Only North Melbourne surrendered more points this year, while the Blues ranked a lowly 16th for both tackle and clearance differential, while ceding, on average, an extra 215 metres gained per match to opponents.
Thankfully for Carlton, this is the stuff with which Lyon is both obsessed with and has routinely proven capable of remedying.
At St Kilda, he morphed a decent defence into one of the best in history, and which in 2009 conceded 367 points less than the next best defence in the competition.
At Fremantle, he took over a defence that was ranked eighth, and turned it into a top-two unit over four consecutive seasons. It was a similar story in Sydney, where Lyon’s fingerprints are all over one of the most tenacious tackling teams of all time.
In this realm, there’s no doubt Lyon knows what he’s doing. In fact, in this regard, he might be one of the best minds in the game.
However like Mourninho, Lyon does have a highly-inflated opinion of himself. He’s been embroiled in some worrying off-field matters, he’s short, often extremely arrogant with the media, while he’s famous for imposing the kind of professional standards upon those who work under him which are almost impossible to keep up with.
That said, certain clubs need certain figures to drift into their lives at particular times. In the aftermath of the Brendan McCartney years, Luke Beveridge was exactly what the Western Bulldogs needed.
Essendon right now is benefitting from everything Ben Rutten is, and John Worsfold wasn’t.

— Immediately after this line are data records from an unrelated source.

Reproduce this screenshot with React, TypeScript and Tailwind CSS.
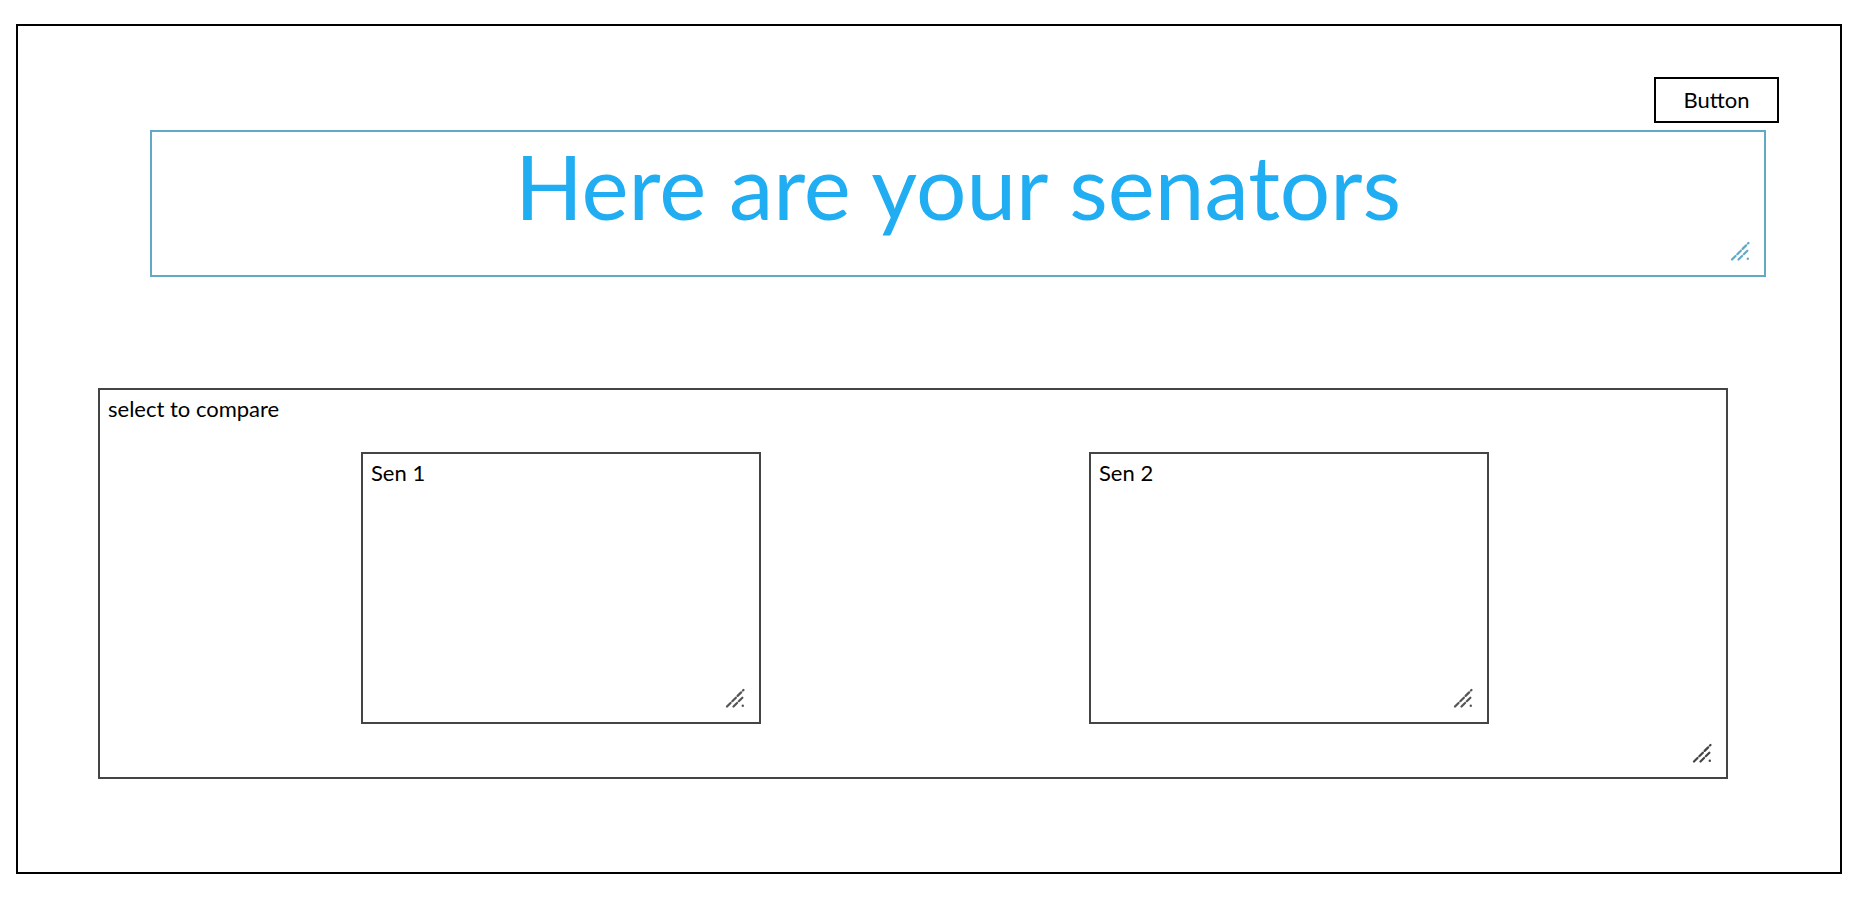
import React from "react";

function Grip({ color }: { color: string }) {
  return (
    <svg
      viewBox="0 0 20 20"
      className="pointer-events-none absolute bottom-[14px] right-[14px] h-[20px] w-[20px]"
      fill="none"
      stroke={color}
      strokeWidth={2.2}
      strokeLinecap="round"
      strokeDasharray="5 2.5"
    >
      <path d="M2 18.5L18.5 2" />
      <path d="M8.5 18.5L18.5 8.5" />
      <circle cx="17.8" cy="17.8" r="1.2" fill={color} stroke="none" />
    </svg>
  );
}

function SenBox({ label }: { label: string }) {
  return (
    <div className="relative h-[272px] w-[400px] border-2 border-[#444444] pl-[8px] pt-[6px]">
      <p className="text-[22px] leading-[26px] text-black">{label}</p>
      <Grip color="#555555" />
    </div>
  );
}

export default function App() {
  return (
    <div className="min-h-screen w-full bg-white font-['Lato','Liberation_Sans',sans-serif] pl-[16px] pt-[24px]">
      <div className="h-[850px] w-[1826px] border-2 border-black">
        <div className="flex justify-end pr-[61px] pt-[51px]">
          <button className="h-[46px] w-[125px] border-2 border-black bg-white text-[22px] leading-none text-black">
            Button
          </button>
        </div>

        <div className="relative ml-[132px] mt-[7px] h-[147px] w-[1616px] border-2 border-[#62a8c7] pt-[10px] text-center">
          <h1 className="text-[89px] font-normal leading-[88px] text-[#20adf2]">
            Here are your senators
          </h1>
          <Grip color="#62a8c7" />
        </div>

        <div className="relative ml-[80px] mt-[111px] h-[391px] w-[1630px] border-2 border-[#444444] pl-[8px] pt-[6px]">
          <p className="text-[22px] leading-[26px] text-black">select to compare</p>
          <div className="mt-[30px] flex gap-[328px] pl-[253px]">
            <SenBox label="Sen 1" />
            <SenBox label="Sen 2" />
          </div>
          <Grip color="#444444" />
        </div>
      </div>
    </div>
  );
}
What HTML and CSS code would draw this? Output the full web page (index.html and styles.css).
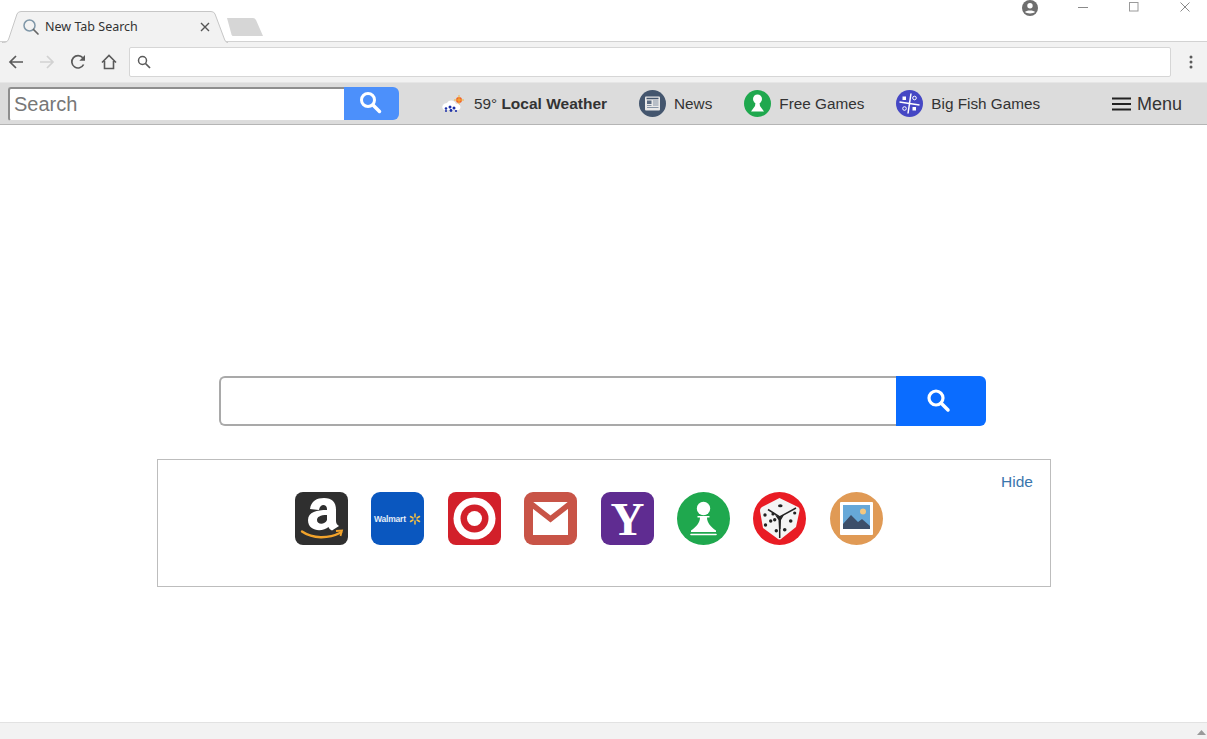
FILE: index.html
```html
<!DOCTYPE html>
<html lang="en">
<head>
<meta charset="utf-8">
<title>New Tab Search</title>
<link rel="stylesheet" href="styles.css">
</head>
<body>
<div class="window">
  <header class="titlebar">
    <div class="tab">
      <svg class="tab-shape" width="226" height="32" viewBox="0 0 226 32"><path d="M0 31.500C5 31.500 6 30 7 27L15 3Q16 .5 19 .5H209Q212 .5 213 3L222 27C223 30 224 31.500 226 31.500" fill="#f2f2f2" stroke="#c6c6c6"/></svg>
      <svg class="tab-icon" width="18" height="18" viewBox="0 0 18 18"><circle cx="7.500" cy="7.500" r="5.500" fill="none" stroke="#7f97a8" stroke-width="1.500"/><path d="M11.500 11.500L16 16" stroke="#666" stroke-width="1.700" stroke-linecap="round"/></svg>
      <span class="tab-title">New Tab Search</span>
      <svg class="tab-close" width="10" height="10" viewBox="0 0 10 10"><path d="M1 1L9 9M9 1L1 9" stroke="#555" stroke-width="1.400"/></svg>
    </div>
    <svg class="new-tab" width="38" height="18" viewBox="0 0 38 18"><path d="M1 0H27Q29 0 30 2L37 18H7Q6 18 5.500 16.500Z" fill="#d6d6d6"/></svg>
    <div class="window-controls">
      <svg class="profile" width="16" height="16" viewBox="0 0 16 16"><circle cx="8" cy="8" r="8" fill="#6e6e6e"/><circle cx="8" cy="5.800" r="2.700" fill="#fff"/><path d="M2.900 12.100C4 9.800 12 9.800 13.100 12.100C11.500 14 4.500 14 2.900 12.100Z" fill="#fff"/></svg>
      <svg class="win-btn" width="10" height="10" viewBox="0 0 10 10"><path d="M0 5.500H10" stroke="#8a8a8a"/></svg>
      <svg class="win-btn" width="10" height="10" viewBox="0 0 10 10"><rect x=".5" y=".5" width="8.500" height="8.500" fill="none" stroke="#9a9a9a"/></svg>
      <svg class="win-btn" width="10" height="10" viewBox="0 0 10 10"><path d="M.5 .5L9.500 9.500M9.500 .5L.5 9.500" stroke="#8a8a8a"/></svg>
    </div>
  </header>

  <nav class="toolbar">
    <svg class="nav-icon" width="16" height="16" viewBox="0 0 16 16"><path d="M15 8H2M8 2L2 8L8 14" fill="none" stroke="#5a5a5a" stroke-width="1.700"/></svg>
    <svg class="nav-icon" width="16" height="16" viewBox="0 0 16 16"><path d="M1 8H14M8 2L14 8L8 14" fill="none" stroke="#d2d2d2" stroke-width="1.700"/></svg>
    <svg class="nav-icon" width="16" height="16" viewBox="0 0 16 16"><path d="M13.600 10.500A6.200 6.200 0 1 1 12.800 3.800" fill="none" stroke="#5a5a5a" stroke-width="1.700"/><path d="M15 1V6.700H9.300Z" fill="#5a5a5a"/></svg>
    <svg class="nav-icon" width="16" height="16" viewBox="0 0 16 16"><path d="M1 8.500L8 1.500L15 8.500M3.500 7V14.500H12.500V7" fill="none" stroke="#5a5a5a" stroke-width="1.600"/></svg>
    <div class="omnibox">
      <svg width="14" height="14" viewBox="0 0 14 14"><circle cx="5.500" cy="5.500" r="4" fill="none" stroke="#5a5a5a" stroke-width="1.500"/><path d="M8.500 8.500L13 13" stroke="#5a5a5a" stroke-width="1.700"/></svg>
    </div>
    <svg class="kebab" width="4" height="14" viewBox="0 0 4 14"><circle cx="2" cy="2" r="1.500" fill="#5a5a5a"/><circle cx="2" cy="7" r="1.500" fill="#5a5a5a"/><circle cx="2" cy="12" r="1.500" fill="#5a5a5a"/></svg>
  </nav>

  <div class="extbar">
    <div class="ext-search">
      <div class="ext-input">Search</div>
      <div class="ext-button">
        <svg width="24" height="24" viewBox="0 0 24 24"><circle cx="10" cy="10" r="6.500" fill="none" stroke="#fff" stroke-width="3"/><path d="M15 15L21.500 21.500" stroke="#fff" stroke-width="3.500" stroke-linecap="round"/></svg>
      </div>
    </div>
    <div class="ext-links">
      <a class="ext-link link-weather">
        <svg width="24" height="18" viewBox="0 0 24 18"><circle cx="18" cy="5" r="3" fill="#f0632a"/><path d="M18 0V10M13 5H23" stroke="#f5b13a" stroke-width="1"/><path d="M2 14C0 11 3 8 6 8C8 4 14 5 15 9C19 8 21 13 18 15H3Z" fill="#fff"/><g fill="#1c2fa8"><circle cx="5" cy="13.500" r="1.300"/><circle cx="9" cy="12" r="1.500"/><circle cx="13" cy="13" r="1.500"/><circle cx="10" cy="15.500" r="1.400"/><circle cx="5" cy="16" r="1"/><circle cx="15" cy="16" r="1.100"/></g></svg>
        <span>59° <b class="weather-name">Local Weather</b></span>
      </a>
      <a class="ext-link link-news">
        <svg width="27" height="27" viewBox="0 0 27 27"><circle cx="13.500" cy="13.500" r="13.500" fill="#44566e"/><rect x="6" y="6.500" width="15" height="14" rx="1" fill="#e8e8e8"/><path d="M7.500 8.500H19.500" stroke="#44566e" stroke-width="1.500"/><rect x="8" y="10.500" width="4.500" height="3.500" fill="#5a6a80"/><path d="M14 11H19.500M14 13H19.500M14 15H19.500M8 15.500H12.500M8 17.500H19.500" stroke="#8794a5"/></svg>
        <span>News</span>
      </a>
      <a class="ext-link link-games">
        <svg width="27" height="27" viewBox="0 0 27 27"><circle cx="13.500" cy="13.500" r="13.500" fill="#1fa84e"/><circle cx="13.500" cy="9" r="4.500" fill="#fff"/><path d="M11.500 12.500H15.500L16 16L20 21.500H7L11 16Z" fill="#fff"/></svg>
        <span>Free Games</span>
      </a>
      <a class="ext-link link-fish">
        <svg width="27" height="27" viewBox="0 0 27 27"><circle cx="13.500" cy="13.500" r="13.500" fill="#4547c4"/><path d="M15 3.500L12 23.500M3.500 12L23.500 15" stroke="#fff" stroke-width="1.500"/><rect x="6.500" y="6.500" width="3.500" height="3.500" fill="#fff"/><circle cx="18.500" cy="8" r="1.800" fill="none" stroke="#fff"/><circle cx="8.500" cy="18.500" r="1.800" fill="none" stroke="#fff"/><rect x="16.500" y="17" width="3.500" height="3.500" fill="#fff"/></svg>
        <span>Big Fish Games</span>
      </a>
    </div>
    <a class="ext-menu">
      <svg width="19" height="14" viewBox="0 0 19 14"><path d="M0 1.500H19M0 7H19M0 12.500H19" stroke="#222" stroke-width="2.200"/></svg>
      <span class="menu-label">Menu</span>
    </a>
  </div>

  <main class="page">
    <div class="main-search">
      <div class="main-input"></div>
      <div class="main-button">
        <svg width="26" height="26" viewBox="0 0 26 26"><circle cx="11" cy="11" r="7" fill="none" stroke="#fff" stroke-width="3.200"/><path d="M16.500 16.500L23 23" stroke="#fff" stroke-width="3.500" stroke-linecap="round"/></svg>
      </div>
    </div>
    <section class="panel">
      <a class="hide-link">Hide</a>
      <div class="tiles">
        <svg class="tile" viewBox="0 0 53 53"><rect width="53" height="53" rx="8" fill="#2f2f2f"/><path fill-rule="evenodd" d="M15 17C16 9 22 6 29 6C37 6 41 10 41 18V29C41 31 42 33 44 34L37 38.500C35 37.500 34 36.500 33.500 35C28 40 13 40 13 28C13 20 22 18 32 18V17C32 12 25 11 24 18ZM32 23C25 23 22 25 22 28C22 33 30 33 32 28Z" fill="#fff"/><path d="M7 39.500C18 47 33 47 46 40.500" fill="none" stroke="#f2a32b" stroke-width="2.400" stroke-linecap="round"/><path d="M41 39L47 38.500L45.500 44" fill="none" stroke="#f2a32b" stroke-width="1.800"/></svg>
        <svg class="tile" viewBox="0 0 53 53"><rect width="53" height="53" rx="9" fill="#0a57bf"/><text class="wm-text" x="3" y="29.500">Walmart</text><path d="M44 22V25M44 29V32M39.500 24.500L42 26M48.500 24.500L46 26M39.500 29.500L42 28M48.500 29.500L46 28" stroke="#f6c244" stroke-width="1.500" stroke-linecap="round"/></svg>
        <svg class="tile" viewBox="0 0 53 53"><rect width="53" height="53" rx="8" fill="#d2202a"/><circle cx="26.500" cy="26.500" r="21" fill="#fff"/><circle cx="26.500" cy="26.500" r="14" fill="#d2202a"/><circle cx="26.500" cy="26.500" r="7.500" fill="#fff"/></svg>
        <svg class="tile" viewBox="0 0 53 53"><rect width="53" height="53" rx="9" fill="#c85447"/><rect x="9" y="10" width="35" height="33" fill="#fff"/><path d="M6 11L26.500 27L47 11" fill="none" stroke="#c85447" stroke-width="5.500"/></svg>
        <svg class="tile" viewBox="0 0 53 53"><rect width="53" height="53" rx="9" fill="#5f2c91"/><text class="yahoo-text" x="26.500" y="43">Y</text></svg>
        <svg class="tile" viewBox="0 0 53 53"><circle cx="26.500" cy="26.500" r="26.500" fill="#1fa84e"/><circle cx="26.500" cy="16.500" r="6.700" fill="#fff"/><path d="M20.500 24H32.500V25.500H30C30 31 34 35 39 38.500V40H14V38.500C19 35 23 31 23 25.500H20.500Z" fill="#fff"/><path d="M14 42.500H39" stroke="#fff" stroke-width="1.600" stroke-linecap="round"/></svg>
        <svg class="tile" viewBox="0 0 53 53"><circle cx="26.500" cy="26.500" r="26.500" fill="#e91c24"/><path d="M26.500 6L45 15Q47 16 46.500 19L43 35L28 47Q26.500 48 25 47L10 36L7 19Q7 16 9 15Z" fill="#f4f4f4"/><path d="M15 17.500L26.700 25L43 16M26.700 25L26.700 46" fill="none" stroke="#222" stroke-width="1.500"/><path d="M22 23L26.700 25L31 23L28 28L27.500 37H26L25.500 28Z" fill="#222"/><g fill="#222"><ellipse cx="27.300" cy="13.700" rx="2.300" ry="1.500"/><circle cx="12" cy="23" r="1.700"/><circle cx="20" cy="22" r="1.600"/><circle cx="17.700" cy="29" r="1.700"/><circle cx="12.500" cy="33" r="1.700"/><circle cx="21.700" cy="27.700" r="1.700"/><circle cx="37.700" cy="29" r="1.800"/><circle cx="41.700" cy="21" r="1.600"/><circle cx="31.700" cy="37.700" r="1.800"/><circle cx="23.300" cy="38.700" r="1.700"/></g></svg>
        <svg class="tile" viewBox="0 0 53 53"><circle cx="26.500" cy="26.500" r="26.500" fill="#e09a55"/><rect x="10" y="10" width="33" height="33" rx="1" fill="#fff"/><rect x="13" y="13" width="27" height="24" fill="#66a8d8"/><circle cx="33" cy="19.500" r="3" fill="#f4c77f"/><path d="M13 37V32L21 23L28 30L32 27L40 34V37Z" fill="#3d4f6a"/></svg>
      </div>
    </section>
  </main>

  <footer class="statusbar">
    <svg width="9" height="5" viewBox="0 0 9 5"><path d="M4.500 0L9 5H0Z" fill="#9a9a9a"/></svg>
  </footer>
</div>
</body>
</html>
```

FILE: styles.css
```css
* { box-sizing: border-box; }
html, body { margin: 0; padding: 0; background: #fff; }
body { font-family: "Liberation Sans", Arial, sans-serif; color: #333; overflow: hidden; }

.window { display: flex; flex-direction: column; width: 1207px; height: 739px; }

.titlebar { display: flex; align-items: flex-end; height: 42px; flex: none; padding-left: 2px; border-bottom: 1px solid #d2d2d2; }
.tab { position: relative; display: flex; align-items: center; width: 226px; height: 31px; margin-bottom: -1px; padding: 0 18px 0 20px; }
.tab-shape { position: absolute; left: 0; top: 0; }
.tab-icon { position: relative; margin-right: 5px; }
.tab-title { position: relative; flex: 1; margin-top: 1px; margin-bottom: 2px; font-family: "Noto Sans", sans-serif; font-size: 12.500px; color: #333; }
.tab-close { position: relative; }
.new-tab { margin: 0 0 5px -2px; }
.window-controls { display: flex; align-items: flex-start; align-self: flex-start; margin-left: auto; padding-right: 17px; }
.profile { margin-right: 40px; }
.win-btn { margin-top: 2px; margin-left: 41px; }
.profile + .win-btn { margin-left: 0; }

.toolbar { display: flex; align-items: center; height: 40px; flex: none; background: #f2f2f2; padding-left: 8px; }
.nav-icon { margin-right: 15px; flex: none; }
.omnibox { display: flex; align-items: center; width: 1042px; height: 30px; margin-left: -3px; padding-left: 7px; background: #fff; border: 1px solid #d6d6d6; border-radius: 2px; }
.kebab { margin-left: 18px; }

.extbar { display: flex; align-items: center; height: 43px; flex: none; background: #dcdcdc; border-bottom: 1px solid #b5b5b5; border-top: 1px solid #e6e6e6; }
.ext-search { display: flex; margin-left: 8px; width: 391px; height: 34px; }
.ext-input { width: 336px; height: 34px; padding: 3px 0 0 4px; background: #fff; border: 2px solid #8e8e8e; border-right: 0; border-bottom: 1px solid #ddd; border-radius: 3px 0 0 3px; font-size: 20px; color: #777; line-height: 24px; }
.ext-button { display: flex; align-items: center; justify-content: center; width: 55px; height: 33px; padding: 0 4px 2px 0; background: #4c90fb; border-radius: 0 6px 6px 0; }
.ext-links { display: flex; align-items: center; margin-left: 42px; font-size: 15.300px; color: #333; }
.ext-link { display: flex; align-items: center; }
.weather-name { font-size: 15.500px; }
.link-weather svg { margin-right: 9px; }
.link-weather, .link-news, .link-games { margin-right: 32px; }
.link-news svg, .link-games svg, .link-fish svg { margin-right: 8px; }
.ext-menu { display: flex; align-items: center; margin-left: auto; margin-right: 25px; font-size: 18px; color: #333; }
.ext-menu svg { margin-right: 6px; }
.menu-label { margin-top: 2px; }

.page { flex: 1; display: flex; flex-direction: column; padding: 251px 0 0 157px; }
.main-search { display: flex; width: 767px; height: 50px; margin-left: 62px; }
.main-input { flex: 1; background: #fff; border: 2px solid #a9a9a9; border-right: 0; border-radius: 6px 0 0 6px; }
.main-button { display: flex; align-items: center; justify-content: center; width: 90px; padding: 0 6px 2px 0; background: #0a6cff; border-radius: 0 6px 6px 0; }
.panel { position: relative; width: 894px; height: 128px; margin-top: 33px; border: 1px solid #bdbdbd; }
.hide-link { position: absolute; right: 17px; top: 13px; font-size: 15.500px; color: #3a76ad; }
.tiles { display: flex; gap: 23.400px; padding: 32px 0 0 137px; }
.tile { display: block; width: 53px; height: 53px; flex: none; }
.wm-text { font-family: "Liberation Sans", Arial, sans-serif; font-size: 8.500px; font-weight: 700; fill: #e4edf8; letter-spacing: -.2px; }
.yahoo-text { font-family: "Liberation Serif", "Times New Roman", serif; font-size: 47px; font-weight: 700; fill: #fff; text-anchor: middle; }

.statusbar { display: flex; justify-content: flex-end; align-items: center; height: 17px; flex: none; padding: 3px 1px 0 0; background: #f2f2f2; border-top: 1px solid #e2e2e2; }
```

And if it wasn’t for Brisbane ditching its infatuation with former playing greats as coaches, the Lions would have never embarked on their Chris Fagan journey.
Carlton doesn’t need any more nice guys with good intentions who’ll tell anybody who’ll listen about the club’s “green shoots”.
For too long, the Blues have been uncomfortable about who they are and who they want to be. That insecurity has led them into troublesome relationships and messy breakups.
Like him or hate him, Lyon at least knows precisely who he is, and how he wants his teams to play. For Carlton, these are the exact qualities the Blues are crying out for in a partner, and the kind of qualities that can help them play finals quickly and regularly.